WHAT YOU ARE ASKED TO DO —
Word for word, give the material below again, minus any images.

========================================

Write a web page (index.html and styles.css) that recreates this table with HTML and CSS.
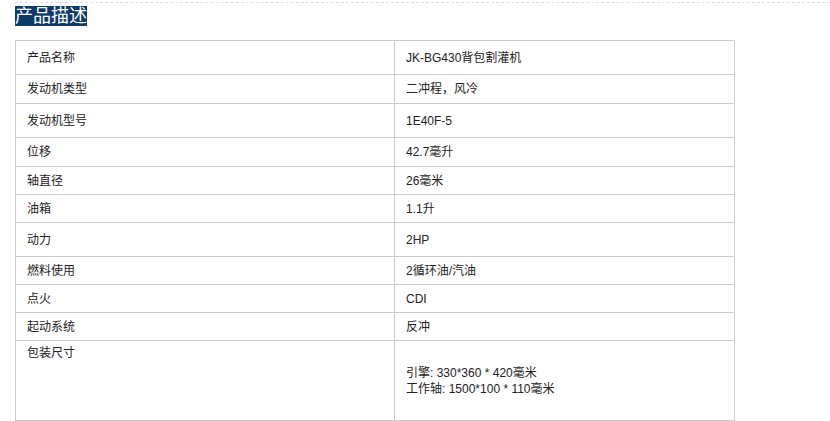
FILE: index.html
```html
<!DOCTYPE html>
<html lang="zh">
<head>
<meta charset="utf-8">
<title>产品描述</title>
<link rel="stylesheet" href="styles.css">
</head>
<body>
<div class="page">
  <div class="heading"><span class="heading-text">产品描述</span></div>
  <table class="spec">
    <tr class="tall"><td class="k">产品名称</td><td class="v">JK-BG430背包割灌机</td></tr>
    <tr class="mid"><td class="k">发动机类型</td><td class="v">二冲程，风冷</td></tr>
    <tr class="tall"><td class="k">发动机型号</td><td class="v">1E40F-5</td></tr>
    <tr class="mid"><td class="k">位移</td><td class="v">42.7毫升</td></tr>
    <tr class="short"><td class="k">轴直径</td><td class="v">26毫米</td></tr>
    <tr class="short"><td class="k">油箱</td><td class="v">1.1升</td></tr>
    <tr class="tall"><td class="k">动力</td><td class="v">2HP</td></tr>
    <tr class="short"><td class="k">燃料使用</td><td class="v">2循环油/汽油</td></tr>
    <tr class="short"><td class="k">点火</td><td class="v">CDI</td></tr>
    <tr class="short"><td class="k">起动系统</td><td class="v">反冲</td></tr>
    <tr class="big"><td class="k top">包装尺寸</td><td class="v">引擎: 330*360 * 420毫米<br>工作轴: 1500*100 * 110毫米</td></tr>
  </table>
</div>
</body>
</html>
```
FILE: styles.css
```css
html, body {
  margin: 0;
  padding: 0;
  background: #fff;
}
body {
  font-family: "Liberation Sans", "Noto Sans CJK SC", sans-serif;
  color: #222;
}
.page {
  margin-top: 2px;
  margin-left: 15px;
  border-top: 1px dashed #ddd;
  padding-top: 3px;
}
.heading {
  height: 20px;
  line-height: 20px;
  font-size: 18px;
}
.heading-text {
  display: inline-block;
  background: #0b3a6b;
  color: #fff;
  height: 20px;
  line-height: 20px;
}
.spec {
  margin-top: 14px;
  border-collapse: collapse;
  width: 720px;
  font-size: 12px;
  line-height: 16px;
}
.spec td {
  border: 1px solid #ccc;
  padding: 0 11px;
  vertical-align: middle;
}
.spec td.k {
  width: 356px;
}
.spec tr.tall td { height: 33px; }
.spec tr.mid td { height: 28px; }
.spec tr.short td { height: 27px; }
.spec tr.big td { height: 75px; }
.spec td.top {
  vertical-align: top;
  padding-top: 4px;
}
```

========================================

WRITTEN REPLY —
Write a web page (index.html and styles.css) that recreates this table with HTML and CSS.
FILE: index.html
```html
<!DOCTYPE html>
<html lang="zh">
<head>
<meta charset="utf-8">
<title>产品描述</title>
<link rel="stylesheet" href="styles.css">
</head>
<body>
<div class="page">
  <div class="heading"><span class="heading-text">产品描述</span></div>
  <table class="spec">
    <tr class="tall"><td class="k">产品名称</td><td class="v">JK-BG430背包割灌机</td></tr>
    <tr class="mid"><td class="k">发动机类型</td><td class="v">二冲程，风冷</td></tr>
    <tr class="tall"><td class="k">发动机型号</td><td class="v">1E40F-5</td></tr>
    <tr class="mid"><td class="k">位移</td><td class="v">42.7毫升</td></tr>
    <tr class="short"><td class="k">轴直径</td><td class="v">26毫米</td></tr>
    <tr class="short"><td class="k">油箱</td><td class="v">1.1升</td></tr>
    <tr class="tall"><td class="k">动力</td><td class="v">2HP</td></tr>
    <tr class="short"><td class="k">燃料使用</td><td class="v">2循环油/汽油</td></tr>
    <tr class="short"><td class="k">点火</td><td class="v">CDI</td></tr>
    <tr class="short"><td class="k">起动系统</td><td class="v">反冲</td></tr>
    <tr class="big"><td class="k top">包装尺寸</td><td class="v">引擎: 330*360 * 420毫米<br>工作轴: 1500*100 * 110毫米</td></tr>
  </table>
</div>
</body>
</html>
```
FILE: styles.css
```css
html, body {
  margin: 0;
  padding: 0;
  background: #fff;
}
body {
  font-family: "Liberation Sans", "Noto Sans CJK SC", sans-serif;
  color: #222;
}
.page {
  margin-top: 2px;
  margin-left: 15px;
  border-top: 1px dashed #ddd;
  padding-top: 3px;
}
.heading {
  height: 20px;
  line-height: 20px;
  font-size: 18px;
}
.heading-text {
  display: inline-block;
  background: #0b3a6b;
  color: #fff;
  height: 20px;
  line-height: 20px;
}
.spec {
  margin-top: 14px;
  border-collapse: collapse;
  width: 720px;
  font-size: 12px;
  line-height: 16px;
}
.spec td {
  border: 1px solid #ccc;
  padding: 0 11px;
  vertical-align: middle;
}
.spec td.k {
  width: 356px;
}
.spec tr.tall td { height: 33px; }
.spec tr.mid td { height: 28px; }
.spec tr.short td { height: 27px; }
.spec tr.big td { height: 75px; }
.spec td.top {
  vertical-align: top;
  padding-top: 4px;
}
```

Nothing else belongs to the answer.